The hardware I use is AArch64 CPU with 8 cores. I refer to this tutorial to deploy tvm: c++ thread that load and use tvm library is bound to 3 intermediate frequency cpus, and TVM_NUM_THREADS is set to 1(There is a question that confuses me: the larger the TVM_NUM_THREADS, the worse the performance, so TVM_NUM_THREADS is set to 1.I did not figure out why is the optimal TVM_NUM_THREADS not 3 or 8.)

According to your conclusion, I think it is not easy to make tvm beyond MNN on my current hardware(ARM CPU, 8 cores, not want to occupy all the cpus), which makes me feel a little frustrated.But I will still make some efforts , such as try Ansor.If there is any progress, I will be happy to discuss further with you.

Thank you very much for your reply.

Ansor looks great, I am very interested, I will try it.If there is any progress, I will be happy to discuss further with you.

I don’t think u should set TVM_NUM_THREADS on arm because of arm’s BIG LITTLE architecture. I think you should call runtime.config_thread_pool to complete the core binding work. Another thing is we shouldn’t make tvm worker thread run different frequency cpus (aka, one worker thread is in the BIG cpu, one worker thread is in the LITTLE cpu), this will bring worse performance.

1 Like

Thank you very much for your reply.

As I said before, I refer to this tutorial to deploy tvm: I export function as a library first, then load and call the function in C++.

According to your suggestion, I set the cpu affinity in this way before calling tvm::runtime::Module::LoadFromFile:

tvm::runtime::threading::ThreadGroup::AffinityMode mode = static_casttvm::runtime::threading::ThreadGroup::AffinityMode(static_cast(-1)); tvm::runtime::ThreadPool::ThreadLocal()->UpdateWorkerConfiguration(mode, 4);

The frequency of each of my CPU is shown below:

index: 7  freqs: 3130000
index: 4  freqs: 2544000
index: 5  freqs: 2544000
index: 6  freqs: 2544000
index: 0  freqs: 2045000
index: 1  freqs: 2045000
index: 2  freqs: 2045000
index: 3  freqs: 2045000

Then, I unset TVM_NUM_THREADS and tested many times.Compared with before(TVM_NUM_THREADS=1), the performance is indeed better. However, the time-consuming fluctuation is relatively large. For 256 * 256 * 256, the minimum time-consuming can reach 1745us, and the maximum time-consuming can reach 10971us.

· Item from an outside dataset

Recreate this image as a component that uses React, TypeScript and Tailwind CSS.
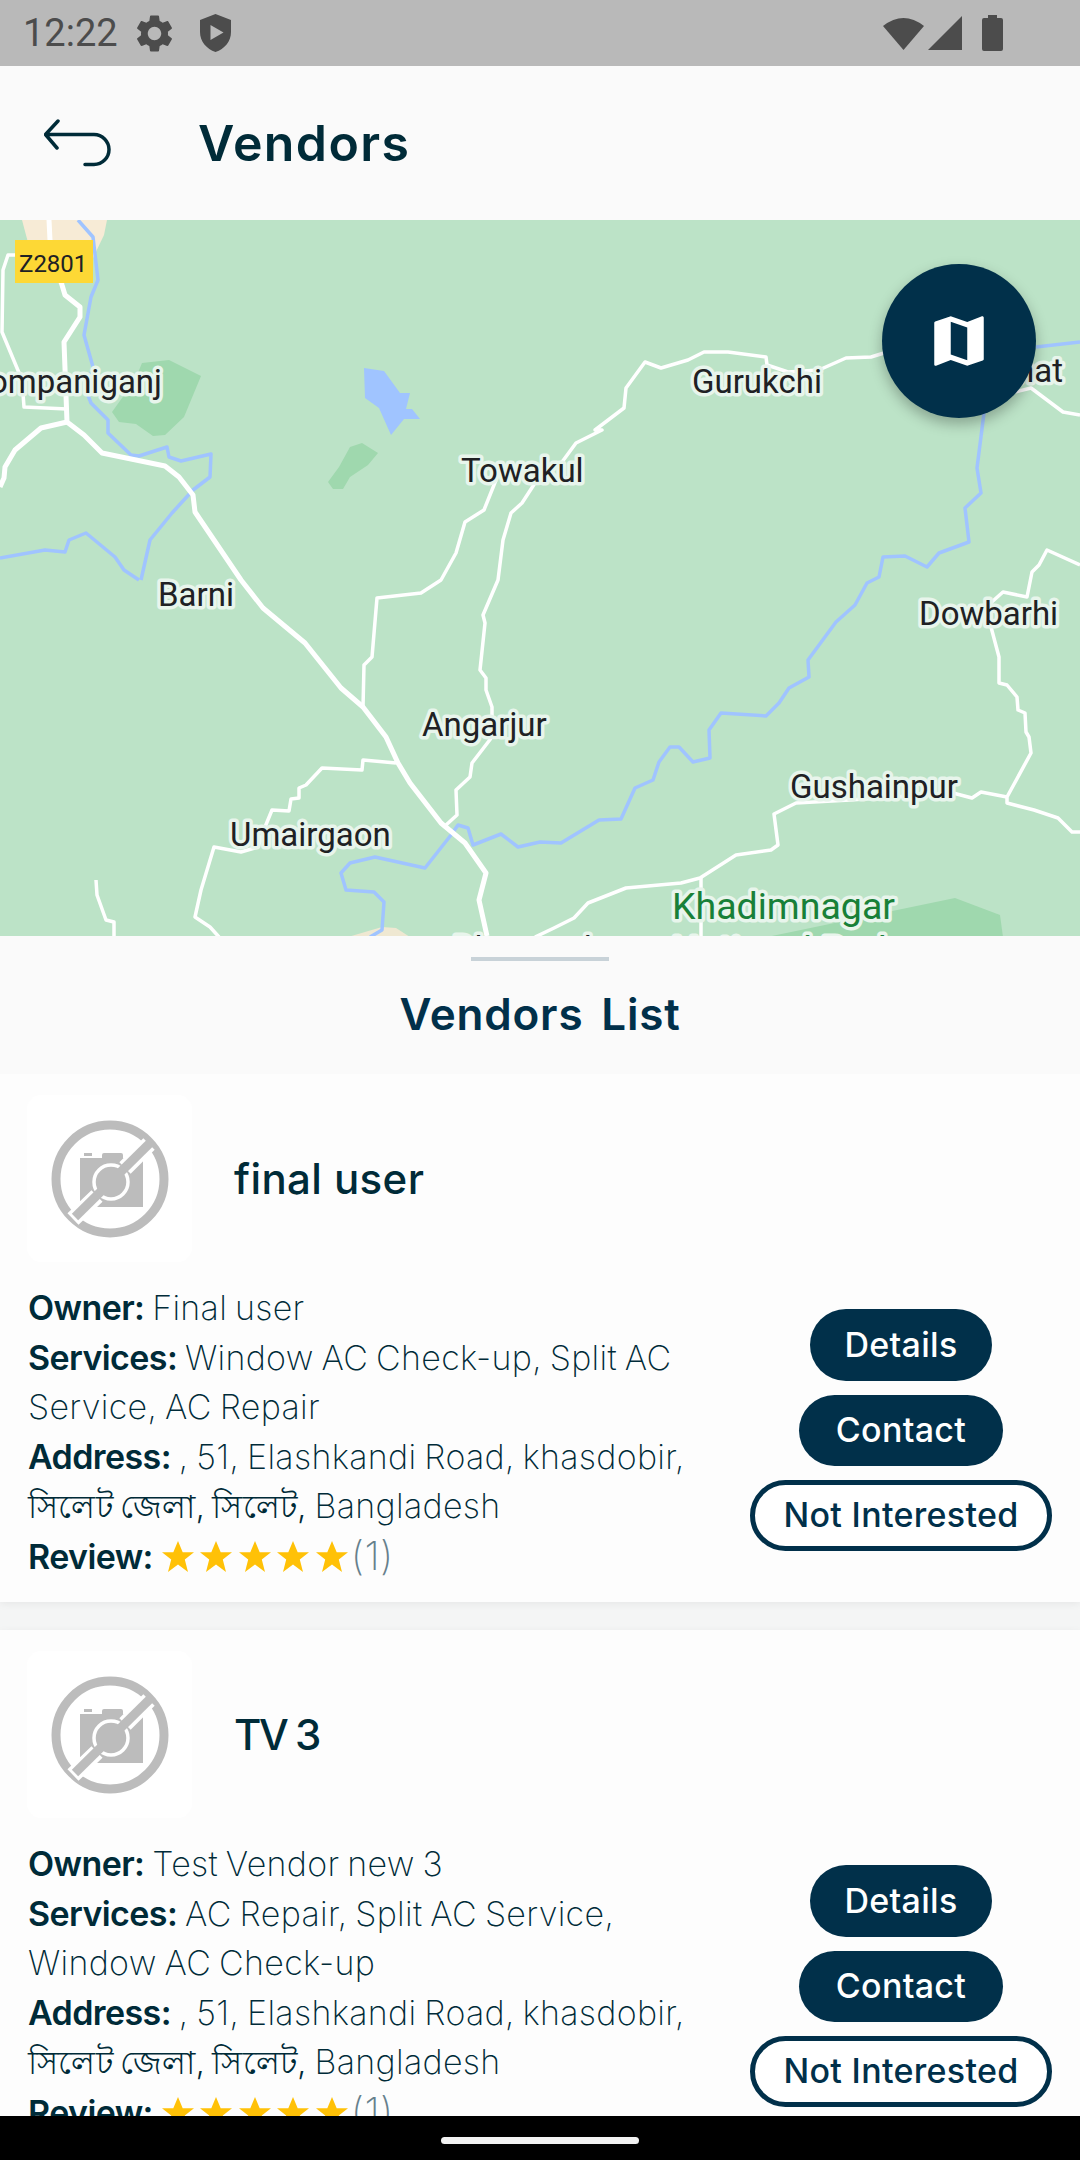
const NAVY = '#01304a';

const MAJOR_ROADS = [
  '49,220 50,240 62,285 65,295 80,307 80,317 64,342 67,422 84,435 102,453 165,466 179,477 193,495 195,512 241,580 263,608 305,643 341,688 363,707 386,737 398,763 410,783 441,823 465,843 486,873 479,900 487,936',
  '67,422 41,428 15,450 5,467 4,478 0,487',
];

const MINOR_ROADS = [
  '15,255 8,255 3,270 2,332 22,380 24,407 67,409',
  '496,480 484,510 465,522 456,553 441,580 421,593 377,598 372,657 364,665 363,707',
  '535,483 522,503 511,513 503,540 498,580 483,615 485,623 480,670 486,678 486,690 492,707 492,737 472,763 470,777 456,790 457,815 446,825',
  '535,483 562,462 576,443 602,430 595,430 624,408 626,388 645,362 661,368 688,360 704,352 728,352 766,357 767,365 788,372 819,370 846,358 871,357 884,353',
  '1015,392 1031,388 1063,412 1080,415',
  '1080,565 1047,550 1039,565 1032,572 1027,597 1003,592 985,608',
  '991,627 999,657 999,683 1007,685 1017,697 1018,710 1025,713 1026,732 1029,737 1031,753 1007,797 1007,803 1034,810 1058,818 1072,832 1080,832',
  '1007,797 981,792 972,798 953,793 850,800 796,803 774,814 778,845 771,850 736,855 700,878 681,883 626,888 588,903 574,918 554,928 535,937',
  '701,878 701,936',
  '396,763 363,760 362,770 322,768 306,785 299,788 299,798 291,799 289,811 272,810 265,827 258,847 241,852 214,847 201,890 195,917 210,927 219,937',
  '96,880 97,895 106,920 114,922 114,937',
];

const RIVERS = [
  '78,220 93,237 98,280 91,297 84,335 93,367 86,390 91,403 108,420 108,433 131,455 139,456 167,447 169,457 181,461 211,454 210,477 193,490 172,513 150,540 141,580',
  '0,558 45,550 65,552 69,540 86,533 115,557 124,570 139,580',
  '984,413 977,468 981,493 965,508 969,542 939,553 927,567 905,556 883,557 879,577 867,583 855,605 836,622 808,660 809,677 789,688 779,703 766,716 721,713 709,730 710,758 693,762 679,747 670,747 659,762 653,780 635,788 621,819 599,820 561,843 540,842 518,847 501,834 473,845 468,828 458,825 451,835 425,868 375,857 350,863 341,873 346,890 374,892 384,902 382,930 370,937',
  '1036,347 1080,342',
];

const LABELS = [
  { text: 'Companiganj', x: 162, y: 393, anchor: 'end' },
  { text: 'Gurukchi', x: 692, y: 393 },
  { text: 'Kalirhat', x: 1063, y: 382, anchor: 'end' },
  { text: 'Towakul', x: 461, y: 482 },
  { text: 'Barni', x: 158, y: 606 },
  { text: 'Dowbarhi', x: 919, y: 625 },
  { text: 'Angarjur', x: 422, y: 736 },
  { text: 'Gushainpur', x: 790, y: 798 },
  { text: 'Umairgaon', x: 230, y: 846 },
  { text: 'Dhanagul', x: 453, y: 960 },
];

const VENDORS = [
  {
    name: 'final user',
    nameClass: 'tracking-[0.4px]',
    owner: 'Final user',
    services: 'Window AC Check-up, Split AC Service, AC Repair',
  },
  {
    name: 'TV 3',
    nameClass: 'tracking-[-2.5px]',
    owner: 'Test Vendor new 3',
    services: 'AC Repair, Split AC Service, Window AC Check-up',
  },
];

const VendorMap = () => (
  <svg className="block h-full w-full" viewBox="0 220 1080 716">
    <rect x="0" y="220" width="1080" height="716" fill="#bce3c7" />
    <polygon points="22,220 107,220 104,235 93,258 60,285 30,250" fill="#f7ebd6" />
    <polygon points="348,937 382,927 396,928 410,937" fill="#efe8d2" />
    <g fill="#9fd8ae">
      <polygon points="142,363 169,360 201,376 184,417 165,435 153,436 136,424 119,422 112,412 135,380" />
      <polygon points="350,447 362,443 378,453 368,465 350,477 343,489 333,489 328,482 339,467" />
      <polygon points="767,937 955,898 1000,915 1003,937" />
    </g>
    <polygon
      points="364,368 384,371 400,393 410,393 406,409 412,409 420,419 404,419 391,435 379,408 365,398"
      fill="#a0c4ff"
    />
    <g fill="none" stroke="#a0c4ff" strokeWidth="3.5" strokeLinejoin="round">
      {RIVERS.map((points) => (
        <polyline key={points} points={points} />
      ))}
    </g>
    <g fill="none" stroke="#ffffff" strokeLinejoin="round">
      {MINOR_ROADS.map((points) => (
        <polyline key={points} points={points} strokeWidth="3.5" />
      ))}
      {MAJOR_ROADS.map((points) => (
        <polyline key={points} points={points} strokeWidth="5" />
      ))}
    </g>
    <g fontFamily="Roboto, sans-serif" fontSize="33" fill="#202124" stroke="#e8f5ec" strokeWidth="7" paintOrder="stroke" strokeLinejoin="round">
      {LABELS.map((label) => (
        <text key={label.text} x={label.x} y={label.y} textAnchor={label.anchor}>
          {label.text}
        </text>
      ))}
      <text x="672" y="919" fontSize="37.500" fill="#188038">
        Khadimnagar
      </text>
      <text x="672" y="963" fontSize="37.500" fill="#188038">
        National Park
      </text>
    </g>
    <rect x="15" y="240" width="78" height="43" fill="#fdd835" />
    <text x="19" y="272" fontFamily="Roboto, sans-serif" fontSize="24" fill="#202124">
      Z2801
    </text>
  </svg>
);

const StatusBar = () => (
  <div className="relative flex h-[66px] shrink-0 items-center justify-between bg-[#b9b9b9] pl-[23px] pr-[77px] text-[#4c4c4c]">
    <div className="flex items-center">
      <span className="font-['Roboto',sans-serif] text-[38px] leading-none">12:22</span>
      <svg className="ml-[14px] h-[45px] w-[45px]" viewBox="0 0 24 24" fill="currentColor">
        <path d="M19.14,12.94c0.04-0.3,0.06-0.61,0.06-0.94c0-0.32-0.02-0.64-0.07-0.94l2.03-1.58c0.18-0.14,0.23-0.41,0.12-0.61 l-1.92-3.32c-0.12-0.22-0.37-0.29-0.59-0.22l-2.39,0.96c-0.5-0.38-1.03-0.7-1.62-0.94L14.4,2.81c-0.04-0.24-0.24-0.41-0.48-0.41 h-3.84c-0.24,0-0.43,0.17-0.47,0.41L9.25,5.35C8.66,5.59,8.12,5.92,7.63,6.29L5.24,5.33c-0.22-0.08-0.47,0-0.59,0.22L2.74,8.87 C2.62,9.08,2.66,9.34,2.86,9.48l2.03,1.58C4.84,11.36,4.8,11.69,4.8,12s0.02,0.64,0.07,0.94l-2.03,1.58 c-0.18,0.14-0.23,0.41-0.12,0.61l1.92,3.32c0.12,0.22,0.37,0.29,0.59,0.22l2.39-0.96c0.5,0.38,1.03,0.7,1.62,0.94l0.36,2.54 c0.05,0.24,0.24,0.41,0.48,0.41h3.84c0.24,0,0.44-0.17,0.47-0.41l0.36-2.54c0.59-0.24,1.13-0.56,1.62-0.94l2.39,0.96 c0.22,0.08,0.47,0,0.59-0.22l1.92-3.32c0.12-0.22,0.07-0.47-0.12-0.61L19.14,12.94z M12,15.6c-1.98,0-3.6-1.62-3.6-3.6 s1.62-3.6,3.6-3.6s3.6,1.62,3.6,3.6S13.98,15.6,12,15.6z" />
      </svg>
      <svg className="ml-[23px] h-[38px] w-[31px]" viewBox="0 0 31 38">
        <path
          fillRule="evenodd"
          fill="currentColor"
          d="M15.5 0 31 6v12c0 9.5-6.5 17-15.5 20C6.5 35 0 27.5 0 18V6zM10.5 11v15l13-7.5z"
        />
      </svg>
    </div>
    <div className="flex items-center">
      <svg className="h-[34px] w-[41px]" viewBox="0 0 41 34" fill="currentColor">
        <path d="M0 10Q20.5-6 41 10L20.5 34z" />
      </svg>
      <svg className="ml-[4px] h-[34px] w-[34px]" viewBox="0 0 34 34" fill="currentColor">
        <path d="M34 0v34H0z" />
      </svg>
      <svg className="ml-[20px] h-[36px] w-[21px]" viewBox="0 0 21 36" fill="currentColor">
        <path d="M6 0h9v3h4a2 2 0 0 1 2 2v29a2 2 0 0 1-2 2H2a2 2 0 0 1-2-2V5a2 2 0 0 1 2-2h4z" />
      </svg>
    </div>
  </div>
);

const Header = () => (
  <header className="flex h-[154px] shrink-0 items-center bg-[#fafafa] pl-[44px]">
    <svg className="h-[48px] w-[68px]" viewBox="0 0 68 48" fill="none" stroke="#002b38" strokeWidth="3.5" strokeLinecap="round" strokeLinejoin="round">
      <path d="M14 2 1.500 15.500 13 29M1.500 15.500H50a15 15 0 0 1 0 30H41" />
    </svg>
    <h1 className="ml-[86px] font-['Inter',sans-serif] text-[50px] font-semibold leading-none tracking-[1.4px] text-[#002b38]">
      Vendors
    </h1>
  </header>
);

// camera with a slash, white edge only outside the lens
const NoImage = () => (
  <svg className="h-[118px] w-[118px]" viewBox="0 0 118 118">
    <circle cx="59" cy="59" r="54" fill="none" stroke="#bcbcbc" strokeWidth="9" />
    <path fill="#bcbcbc" d="M29 38h22v-3q0-2 2-2h17q2 0 2 2v3h20v49H29z" />
    <rect x="33" y="33" width="8" height="3" fill="#bcbcbc" />
    <circle cx="60" cy="62" r="17" fill="none" stroke="#ffffff" strokeWidth="3.500" />
    <path d="M98 24 74 48M46 76 22 99" stroke="#ffffff" strokeWidth="16" />
    <path d="M100 22 24 97" stroke="#bcbcbc" strokeWidth="9" />
  </svg>
);

const Stars = () => (
  <span className="ml-[9px] inline-flex items-center gap-[6.500px]">
    {[0, 1, 2, 3, 4].map((star) => (
      <svg key={star} className="h-[31px] w-[32px]" viewBox="0 0 32 31" fill="#ffc107">
        <path d="M16 0l4.700 11.300H32l-9.200 7.300L26 31l-10-7.400L6 31l3.200-12.400L0 11.300h11.300z" />
      </svg>
    ))}
  </span>
);

interface VendorCardProps {
  vendor: (typeof VENDORS)[number];
}

const VendorCard = ({ vendor }: VendorCardProps) => (
  <article className="h-[528px] shrink-0 bg-[#fdfdfd] shadow-[0_2px_8px_rgba(0,0,0,0.06)]">
    <div className="flex items-center pl-[27px] pt-[21px]">
      <div className="flex h-[167px] w-[165px] items-center justify-center rounded-[14px] bg-white">
        <NoImage />
      </div>
      <h2 className={`ml-[42px] font-['Inter',sans-serif] text-[42px] font-medium leading-none text-[#002b38] ${vendor.nameClass}`}>
        {vendor.name}
      </h2>
    </div>
    <div className="flex">
      <div className="ml-[28px] mt-[21px] w-[694px] font-['Inter','Noto_Sans',sans-serif] text-[34px] font-extralight leading-[49.500px] tracking-[0.3px] text-[#002b38] [word-spacing:-2px]">
        <p>
          <b className="font-semibold tracking-[-0.6px]">Owner:</b> {vendor.owner}
        </p>
        <p>
          <b className="font-semibold tracking-[-0.6px]">Services:</b> {vendor.services}
        </p>
        <p>
          <b className="font-semibold tracking-[-0.6px]">Address:</b> , 51, Elashkandi Road, khasdobir,{' '}
          <span className="text-[32px] font-light">সিলেট জেলা, সিলেট,</span> Bangladesh
        </p>
        <p className="flex items-center">
          <b className="font-semibold tracking-[-0.6px]">Review:</b>
          <Stars />
          <span className="ml-[3px] text-[40px] leading-none text-[#66808c]">(1)</span>
        </p>
      </div>
      <div className="ml-[28px] mt-[47px] flex w-[302px] flex-col items-center gap-[14px] font-['Inter',sans-serif] text-[34px] font-medium tracking-[0.3px]">
        <button className="flex h-[72px] w-[182px] items-center justify-center rounded-full bg-[#01304a] pb-[2px] text-white">
          Details
        </button>
        <button className="flex h-[71px] w-[204px] items-center justify-center rounded-full bg-[#01304a] pb-[2px] text-white">
          Contact
        </button>
        <button className="flex h-[71px] w-[302px] items-center justify-center rounded-full border-[5px] border-[#01304a] bg-white pb-[2px] text-[#01304a]">
          Not Interested
        </button>
      </div>
    </div>
  </article>
);

const App = () => (
  <div className="flex h-[2160px] w-[1080px] flex-col overflow-hidden bg-[#f4f5f5]">
    <StatusBar />
    <Header />
    <section className="relative h-[716px] shrink-0 overflow-hidden">
      <VendorMap />
      <button
        className="absolute left-[882px] top-[44px] flex h-[154px] w-[154px] items-center justify-center rounded-full shadow-[0_6px_14px_rgba(0,0,0,0.28)]"
        style={{ backgroundColor: NAVY }}
      >
        <svg className="h-[66px] w-[66px]" viewBox="0 0 24 24" fill="#ffffff">
          <path d="M20.500 3l-.16.03L15 5.100 9 3 3.360 4.900c-.21.07-.36.25-.36.48V20.500c0 .28.22.5.5.5l.16-.03L9 18.900l6 2.100 5.640-1.900c.21-.07.36-.25.36-.48V3.500c0-.28-.22-.5-.5-.5zM15 19l-6-2.110V5l6 2.110V19z" />
        </svg>
      </button>
    </section>
    <div className="flex h-[138px] shrink-0 flex-col items-center bg-[#fafafa] pt-[21px]">
      <div className="h-[4px] w-[138px] bg-[#c8d2d8]" />
      <h2 className="mt-[31px] font-['Inter',sans-serif] text-[44px] font-semibold leading-none tracking-[0.8px] text-[#01304a] [word-spacing:6px]">
        Vendors List
      </h2>
    </div>
    <div className="flex min-h-0 flex-1 flex-col gap-[28px] overflow-hidden">
      {VENDORS.map((vendor) => (
        <VendorCard key={vendor.name} vendor={vendor} />
      ))}
    </div>
    <div className="flex h-[44px] shrink-0 justify-center bg-black pt-[21px]">
      <div className="h-[7px] w-[198px] rounded-full bg-[#f2f2f2]" />
    </div>
  </div>
);

export default App;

On your case, current code is will call 4 cores (id 0 ~ 3). So parallel brings you better performance.

About time consuming functions, Do you use auto tvm? If you use auto tvm, the default cpu TVM uses is big core (that is index 7). If you decide to use 4 little cores, you should make auto tvm use these 4 little cores too. One elegant way is we should have thread_mod to make users set (see link: autotvm.RPCRunner and TVM_NUM_THREADS). Current workaround could be done we disable core 4, 5, 6, 7 on devices temporally. (We indeed to provide one interface for users how to control big / little cores when to tune).

Thank you for your reply.

Regarding time-consuming fluctuations, I didn’t make it clear. After autotvm tune is completed, I picked the best record for time-consuming testing, and its time-consuming fluctuates significantly.I calculate the time difference between the start and the end to get the time-consuming.

struct timeval curTime1;

gettimeofday(&curTime1, NULL);

size_t milli_start = curTime1.tv_sec*1000000 + curTime1.tv_usec;

tvm::runtime::TVMRetValue ret = f(x, y, z);

struct timeval curTime2;

gettimeofday(&curTime2, NULL);

size_t milli_end = curTime2.tv_sec*1000000 + curTime2.tv_usec;

size_t run_time = milli_end - milli_start;

However, the time-consuming of strassen algorithm does not fluctuate significantly. So I am curious whether time-consuming fluctuation is related to tvm, or it is just caused by cpu load changes(After all, cpu is not dedicated).

If you want to measure it more robust, you should run it more times and calculate its average time. For example you could run 1000 times.